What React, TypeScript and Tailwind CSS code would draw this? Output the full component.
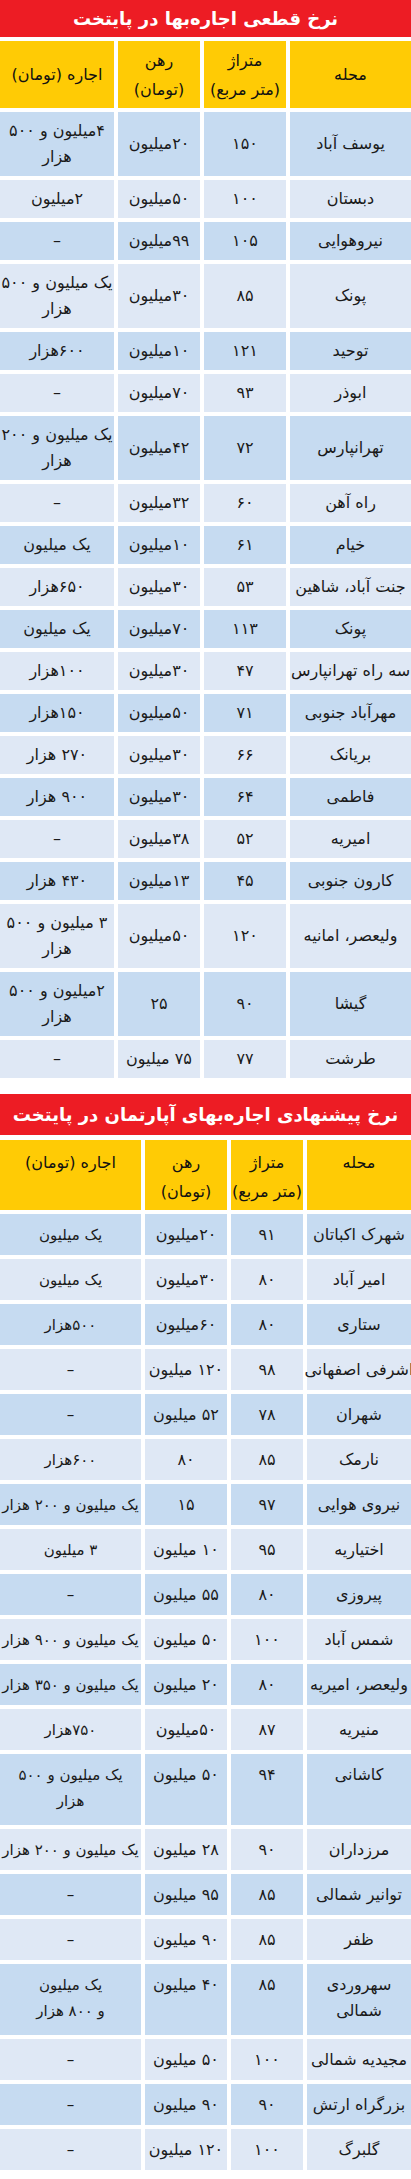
type Row = {
  area: string[];
  size: string;
  deposit: string;
  rent: string[];
  tall?: boolean;
};

const firstRows: Row[] = [
  { area: ["یوسف آباد"], size: "۱۵۰", deposit: "۲۰میلیون", rent: ["۴میلیون و ۵۰۰", "هزار"], tall: true },
  { area: ["دبستان"], size: "۱۰۰", deposit: "۵۰میلیون", rent: ["۲میلیون"] },
  { area: ["نیروهوایی"], size: "۱۰۵", deposit: "۹۹میلیون", rent: ["–"] },
  { area: ["پونک"], size: "۸۵", deposit: "۳۰میلیون", rent: ["یک میلیون و ۵۰۰", "هزار"], tall: true },
  { area: ["توحید"], size: "۱۲۱", deposit: "۱۰میلیون", rent: ["۶۰۰هزار"] },
  { area: ["ابوذر"], size: "۹۳", deposit: "۷۰میلیون", rent: ["–"] },
  { area: ["تهرانپارس"], size: "۷۲", deposit: "۴۲میلیون", rent: ["یک میلیون و ۲۰۰", "هزار"], tall: true },
  { area: ["راه آهن"], size: "۶۰", deposit: "۳۲میلیون", rent: ["–"] },
  { area: ["خیام"], size: "۶۱", deposit: "۱۰میلیون", rent: ["یک میلیون"] },
  { area: ["جنت آباد، شاهین"], size: "۵۳", deposit: "۳۰میلیون", rent: ["۶۵۰هزار"] },
  { area: ["پونک"], size: "۱۱۳", deposit: "۷۰میلیون", rent: ["یک میلیون"] },
  { area: ["سه راه تهرانپارس"], size: "۴۷", deposit: "۳۰میلیون", rent: ["۱۰۰هزار"] },
  { area: ["مهرآباد جنوبی"], size: "۷۱", deposit: "۵۰میلیون", rent: ["۱۵۰هزار"] },
  { area: ["بریانک"], size: "۶۶", deposit: "۳۰میلیون", rent: ["۲۷۰ هزار"] },
  { area: ["فاطمی"], size: "۶۴", deposit: "۳۰میلیون", rent: ["۹۰۰ هزار"] },
  { area: ["امیریه"], size: "۵۲", deposit: "۳۸میلیون", rent: ["–"] },
  { area: ["کارون جنوبی"], size: "۴۵", deposit: "۱۳میلیون", rent: ["۴۳۰ هزار"] },
  { area: ["ولیعصر، امانیه"], size: "۱۲۰", deposit: "۵۰میلیون", rent: ["۳ میلیون و ۵۰۰", "هزار"], tall: true },
  { area: ["گیشا"], size: "۹۰", deposit: "۲۵", rent: ["۲میلیون و ۵۰۰", "هزار"], tall: true },
  { area: ["طرشت"], size: "۷۷", deposit: "۷۵ میلیون", rent: ["–"] },
];

const secondRows: Row[] = [
  { area: ["شهرک اکباتان"], size: "۹۱", deposit: "۲۰میلیون", rent: ["یک میلیون"] },
  { area: ["امیر آباد"], size: "۸۰", deposit: "۳۰میلیون", rent: ["یک میلیون"] },
  { area: ["ستاری"], size: "۸۰", deposit: "۶۰میلیون", rent: ["۵۰۰هزار"] },
  { area: ["اشرفی اصفهانی"], size: "۹۸", deposit: "۱۲۰ میلیون", rent: ["–"] },
  { area: ["شهران"], size: "۷۸", deposit: "۵۲ میلیون", rent: ["–"] },
  { area: ["نارمک"], size: "۸۵", deposit: "۸۰", rent: ["۶۰۰هزار"] },
  { area: ["نیروی هوایی"], size: "۹۷", deposit: "۱۵", rent: ["یک میلیون و ۲۰۰ هزار"] },
  { area: ["اختیاریه"], size: "۹۵", deposit: "۱۰ میلیون", rent: ["۳ میلیون"] },
  { area: ["پیروزی"], size: "۸۰", deposit: "۵۵ میلیون", rent: ["–"] },
  { area: ["شمس آباد"], size: "۱۰۰", deposit: "۵۰ میلیون", rent: ["یک میلیون و ۹۰۰ هزار"] },
  { area: ["ولیعصر، امیریه"], size: "۸۰", deposit: "۲۰ میلیون", rent: ["یک میلیون و ۳۵۰ هزار"] },
  { area: ["منیریه"], size: "۸۷", deposit: "۵۰میلیون", rent: ["۷۵۰هزار"] },
  { area: ["کاشانی"], size: "۹۴", deposit: "۵۰ میلیون", rent: ["یک میلیون و ۵۰۰", "هزار"], tall: true },
  { area: ["مرزداران"], size: "۹۰", deposit: "۲۸ میلیون", rent: ["یک میلیون و ۲۰۰ هزار"] },
  { area: ["توانیر شمالی"], size: "۸۵", deposit: "۹۵ میلیون", rent: ["–"] },
  { area: ["ظفر"], size: "۸۵", deposit: "۹۰ میلیون", rent: ["–"] },
  { area: ["سهروردی", "شمالی"], size: "۸۵", deposit: "۴۰ میلیون", rent: ["یک میلیون", "و ۸۰۰ هزار"], tall: true },
  { area: ["مجیدیه شمالی"], size: "۱۰۰", deposit: "۵۰ میلیون", rent: ["–"] },
  { area: ["بزرگراه ارتش"], size: "۹۰", deposit: "۹۰ میلیون", rent: ["–"] },
  { area: ["گلبرگ"], size: "۱۰۰", deposit: "۱۲۰ میلیون", rent: ["–"] },
];

const headers = [["محله"], ["متراژ", "(متر مربع)"], ["رهن", "(تومان)"], ["اجاره (تومان)"]];

function Lines({ lines }: { lines: string[] }) {
  return (
    <>
      {lines.map((l, i) => (
        <span key={i} className="block whitespace-nowrap">
          {l}
        </span>
      ))}
    </>
  );
}

function RateTable({
  title,
  rows,
  variant,
}: {
  title: string;
  rows: Row[];
  variant: "first" | "second";
}) {
  const first = variant === "first";
  const cols = first
    ? "grid-cols-[121px_82px_82px_1fr]"
    : "grid-cols-[104px_72px_82px_1fr]";
  const cellBox = first ? "justify-center" : "justify-start pt-[8px]";
  const headBox = first ? "justify-center h-[67px]" : "justify-start pt-[8px] h-[70px]";

  return (
    <section>
      <div
        className={`flex items-center justify-center bg-[#ed1c24] text-white font-bold text-[18px] ${
          first ? "h-[37px]" : "h-[41px]"
        }`}
      >
        {title}
      </div>
      <div className={`grid ${cols} gap-[4px] ${first ? "mt-[4px]" : "mt-[5px]"}`}>
        {headers.map((h, i) => (
          <div
            key={i}
            className={`flex flex-col items-center ${headBox} bg-[#ffcb05] text-[16px] leading-[29px] text-center text-[#111]`}
          >
            <Lines lines={h} />
          </div>
        ))}
        {rows.map((r, ri) => {
          const bg = ri % 2 === 0 ? "bg-[#c6dbf1]" : "bg-[#dfe8f5]";
          const h = first
            ? r.tall
              ? "h-[64px]"
              : "h-[38px]"
            : r.tall
              ? "h-[71px]"
              : "h-[41px]";
          const cells = [r.area, [r.size], [r.deposit], r.rent];
          return cells.map((c, ci) => (
            <div
              key={`${ri}-${ci}`}
              className={`flex flex-col items-center ${cellBox} ${bg} ${h} ${
                ci === 3 && !first ? "text-[15px]" : "text-[16px]"
              } leading-[26px] text-center text-[#1a1a1a]`}
            >
              <Lines lines={c} />
            </div>
          ));
        })}
      </div>
    </section>
  );
}

export default function App() {
  return (
    <div
      dir="rtl"
      className="w-[411px] bg-white pb-[9px]"
      style={{ fontFamily: '"DejaVu Sans", "Noto Sans", sans-serif' }}
    >
      <RateTable title="نرخ قطعی اجاره‌بها در پایتخت" rows={firstRows} variant="first" />
      <div className="h-[16px]" />
      <RateTable
        title="نرخ پیشنهادی اجاره‌بهای آپارتمان در پایتخت"
        rows={secondRows}
        variant="second"
      />
    </div>
  );
}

-----

__Your task__.
Omitting all images, print the listing exactly.

__Task answer__.
What React, TypeScript and Tailwind CSS code would draw this? Output the full component.
type Row = {
  area: string[];
  size: string;
  deposit: string;
  rent: string[];
  tall?: boolean;
};

const firstRows: Row[] = [
  { area: ["یوسف آباد"], size: "۱۵۰", deposit: "۲۰میلیون", rent: ["۴میلیون و ۵۰۰", "هزار"], tall: true },
  { area: ["دبستان"], size: "۱۰۰", deposit: "۵۰میلیون", rent: ["۲میلیون"] },
  { area: ["نیروهوایی"], size: "۱۰۵", deposit: "۹۹میلیون", rent: ["–"] },
  { area: ["پونک"], size: "۸۵", deposit: "۳۰میلیون", rent: ["یک میلیون و ۵۰۰", "هزار"], tall: true },
  { area: ["توحید"], size: "۱۲۱", deposit: "۱۰میلیون", rent: ["۶۰۰هزار"] },
  { area: ["ابوذر"], size: "۹۳", deposit: "۷۰میلیون", rent: ["–"] },
  { area: ["تهرانپارس"], size: "۷۲", deposit: "۴۲میلیون", rent: ["یک میلیون و ۲۰۰", "هزار"], tall: true },
  { area: ["راه آهن"], size: "۶۰", deposit: "۳۲میلیون", rent: ["–"] },
  { area: ["خیام"], size: "۶۱", deposit: "۱۰میلیون", rent: ["یک میلیون"] },
  { area: ["جنت آباد، شاهین"], size: "۵۳", deposit: "۳۰میلیون", rent: ["۶۵۰هزار"] },
  { area: ["پونک"], size: "۱۱۳", deposit: "۷۰میلیون", rent: ["یک میلیون"] },
  { area: ["سه راه تهرانپارس"], size: "۴۷", deposit: "۳۰میلیون", rent: ["۱۰۰هزار"] },
  { area: ["مهرآباد جنوبی"], size: "۷۱", deposit: "۵۰میلیون", rent: ["۱۵۰هزار"] },
  { area: ["بریانک"], size: "۶۶", deposit: "۳۰میلیون", rent: ["۲۷۰ هزار"] },
  { area: ["فاطمی"], size: "۶۴", deposit: "۳۰میلیون", rent: ["۹۰۰ هزار"] },
  { area: ["امیریه"], size: "۵۲", deposit: "۳۸میلیون", rent: ["–"] },
  { area: ["کارون جنوبی"], size: "۴۵", deposit: "۱۳میلیون", rent: ["۴۳۰ هزار"] },
  { area: ["ولیعصر، امانیه"], size: "۱۲۰", deposit: "۵۰میلیون", rent: ["۳ میلیون و ۵۰۰", "هزار"], tall: true },
  { area: ["گیشا"], size: "۹۰", deposit: "۲۵", rent: ["۲میلیون و ۵۰۰", "هزار"], tall: true },
  { area: ["طرشت"], size: "۷۷", deposit: "۷۵ میلیون", rent: ["–"] },
];

const secondRows: Row[] = [
  { area: ["شهرک اکباتان"], size: "۹۱", deposit: "۲۰میلیون", rent: ["یک میلیون"] },
  { area: ["امیر آباد"], size: "۸۰", deposit: "۳۰میلیون", rent: ["یک میلیون"] },
  { area: ["ستاری"], size: "۸۰", deposit: "۶۰میلیون", rent: ["۵۰۰هزار"] },
  { area: ["اشرفی اصفهانی"], size: "۹۸", deposit: "۱۲۰ میلیون", rent: ["–"] },
  { area: ["شهران"], size: "۷۸", deposit: "۵۲ میلیون", rent: ["–"] },
  { area: ["نارمک"], size: "۸۵", deposit: "۸۰", rent: ["۶۰۰هزار"] },
  { area: ["نیروی هوایی"], size: "۹۷", deposit: "۱۵", rent: ["یک میلیون و ۲۰۰ هزار"] },
  { area: ["اختیاریه"], size: "۹۵", deposit: "۱۰ میلیون", rent: ["۳ میلیون"] },
  { area: ["پیروزی"], size: "۸۰", deposit: "۵۵ میلیون", rent: ["–"] },
  { area: ["شمس آباد"], size: "۱۰۰", deposit: "۵۰ میلیون", rent: ["یک میلیون و ۹۰۰ هزار"] },
  { area: ["ولیعصر، امیریه"], size: "۸۰", deposit: "۲۰ میلیون", rent: ["یک میلیون و ۳۵۰ هزار"] },
  { area: ["منیریه"], size: "۸۷", deposit: "۵۰میلیون", rent: ["۷۵۰هزار"] },
  { area: ["کاشانی"], size: "۹۴", deposit: "۵۰ میلیون", rent: ["یک میلیون و ۵۰۰", "هزار"], tall: true },
  { area: ["مرزداران"], size: "۹۰", deposit: "۲۸ میلیون", rent: ["یک میلیون و ۲۰۰ هزار"] },
  { area: ["توانیر شمالی"], size: "۸۵", deposit: "۹۵ میلیون", rent: ["–"] },
  { area: ["ظفر"], size: "۸۵", deposit: "۹۰ میلیون", rent: ["–"] },
  { area: ["سهروردی", "شمالی"], size: "۸۵", deposit: "۴۰ میلیون", rent: ["یک میلیون", "و ۸۰۰ هزار"], tall: true },
  { area: ["مجیدیه شمالی"], size: "۱۰۰", deposit: "۵۰ میلیون", rent: ["–"] },
  { area: ["بزرگراه ارتش"], size: "۹۰", deposit: "۹۰ میلیون", rent: ["–"] },
  { area: ["گلبرگ"], size: "۱۰۰", deposit: "۱۲۰ میلیون", rent: ["–"] },
];

const headers = [["محله"], ["متراژ", "(متر مربع)"], ["رهن", "(تومان)"], ["اجاره (تومان)"]];

function Lines({ lines }: { lines: string[] }) {
  return (
    <>
      {lines.map((l, i) => (
        <span key={i} className="block whitespace-nowrap">
          {l}
        </span>
      ))}
    </>
  );
}

function RateTable({
  title,
  rows,
  variant,
}: {
  title: string;
  rows: Row[];
  variant: "first" | "second";
}) {
  const first = variant === "first";
  const cols = first
    ? "grid-cols-[121px_82px_82px_1fr]"
    : "grid-cols-[104px_72px_82px_1fr]";
  const cellBox = first ? "justify-center" : "justify-start pt-[8px]";
  const headBox = first ? "justify-center h-[67px]" : "justify-start pt-[8px] h-[70px]";

  return (
    <section>
      <div
        className={`flex items-center justify-center bg-[#ed1c24] text-white font-bold text-[18px] ${
          first ? "h-[37px]" : "h-[41px]"
        }`}
      >
        {title}
      </div>
      <div className={`grid ${cols} gap-[4px] ${first ? "mt-[4px]" : "mt-[5px]"}`}>
        {headers.map((h, i) => (
          <div
            key={i}
            className={`flex flex-col items-center ${headBox} bg-[#ffcb05] text-[16px] leading-[29px] text-center text-[#111]`}
          >
            <Lines lines={h} />
          </div>
        ))}
        {rows.map((r, ri) => {
          const bg = ri % 2 === 0 ? "bg-[#c6dbf1]" : "bg-[#dfe8f5]";
          const h = first
            ? r.tall
              ? "h-[64px]"
              : "h-[38px]"
            : r.tall
              ? "h-[71px]"
              : "h-[41px]";
          const cells = [r.area, [r.size], [r.deposit], r.rent];
          return cells.map((c, ci) => (
            <div
              key={`${ri}-${ci}`}
              className={`flex flex-col items-center ${cellBox} ${bg} ${h} ${
                ci === 3 && !first ? "text-[15px]" : "text-[16px]"
              } leading-[26px] text-center text-[#1a1a1a]`}
            >
              <Lines lines={c} />
            </div>
          ));
        })}
      </div>
    </section>
  );
}

export default function App() {
  return (
    <div
      dir="rtl"
      className="w-[411px] bg-white pb-[9px]"
      style={{ fontFamily: '"DejaVu Sans", "Noto Sans", sans-serif' }}
    >
      <RateTable title="نرخ قطعی اجاره‌بها در پایتخت" rows={firstRows} variant="first" />
      <div className="h-[16px]" />
      <RateTable
        title="نرخ پیشنهادی اجاره‌بهای آپارتمان در پایتخت"
        rows={secondRows}
        variant="second"
      />
    </div>
  );
}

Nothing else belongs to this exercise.